Review | Judy | 2019
Renée Zellweger as Judy Garland in the film JUDY. Photo by David Hindley. Courtesy of LD Entertainment and Roadside Attractions. |
Musical biopics are a dime a dozen, but continue to be popular with audiences if the runaway success of Bohemian Rhapsody or the strong grosses of the superior Rocketman are any indication. Their familiar formulas coupled with familiar popular entertainers seem to be a winning mix that keeps drawing audiences back to theaters again and again.
Judy reaches back a bit further than 70s icons Queen and Elton John to tell the story of the last years of Judy Garland (Renée Zellweger), child star, actress, and singer from the Golden Age of Hollywood. By the time we meet Garland in the film, the year is 1968, and her glory years are long behind her. Her final film, I Could Go on Singing, had been released five years earlier, and Garland had become notorious for being an unreliable performer due to her abuse of drugs and alcohol. Judy introduces us to a faded star desperate for one last chance to prove her worth - and to reclaim her children from her ex-husband, Sidney Luft (Rufus Sewell), by earning enough money to provide them with a stable home instead of dragging them from town to town on tour while living out of hotels. She embarks on a residency at a theater in London hoping to recapture some of her former luster, but her dependence on pills threatens to derail her comeback, as well as any chance she may have had to reclaim her family.

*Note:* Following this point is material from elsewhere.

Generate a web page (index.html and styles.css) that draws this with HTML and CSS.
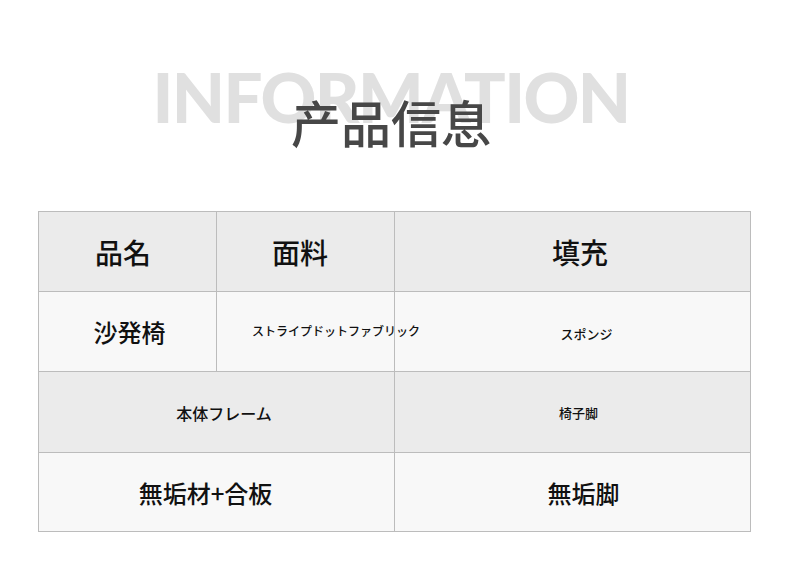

Director Rupert Goold gives the film a flashback structure, a common biopic trope, that chronicles young Judy's time at MGM, and how the pressures to remain thin and productive saddled on her by Louis B. Mayer facilitated her addiction to pills and created a world in which "Judy Garland" was merely a fantasy image projected on a screen. Nothing around her was real, not even her name, and she spent a lifetime trying to find something tangible in her life she could hold on to, to no avail. It's a tragic story, but the flashback structure undercuts its power somewhat when dialogue could have given us the same ends. For an example, see the magical realism employed by Dexter Fletcher in Rocketman, which combined the story's past and present in ways that conveyed the essence of Elton John's reality rather than the thudding literalism of Bohemian Rhapsody.
Much of the buzz surrounding Judy has centered around Zellweger's performance, and rightly so; she's uncanny as Garland, delivering a performance that transcends mimicry and digs down deep into a legendary performer's soul. But credit must be given to Goold as well taking a familiar story and imbuing it with enough soul deliver an emotional sucker punch of an ending. It's pure schmaltz, but it takes the film to previously unexplored heights, becoming not just a tale of addiction and loss but of a performer reaching out the screen to grasp immortality. The film could have done well with some streamlining and concision, but the way in which it acknowledges Garland's status as the original gay icon then pays it off in the final moments is a thing of beauty is a move that lifts Judy up from the doldrums of the typical biopic and elevates it to something altogether sublime.
Judy may not cover any new ground, but it has plenty of heart, which along with Zellweger's monumental performance helps it overcome its occasionally choppy structure and awkward pacing. Zellweger is a marvel, but the film takes us out on a high note that sends us out of the theater and over the rainbow, creating a soaring and deeply moving tribute to one of the greatest performers of all time.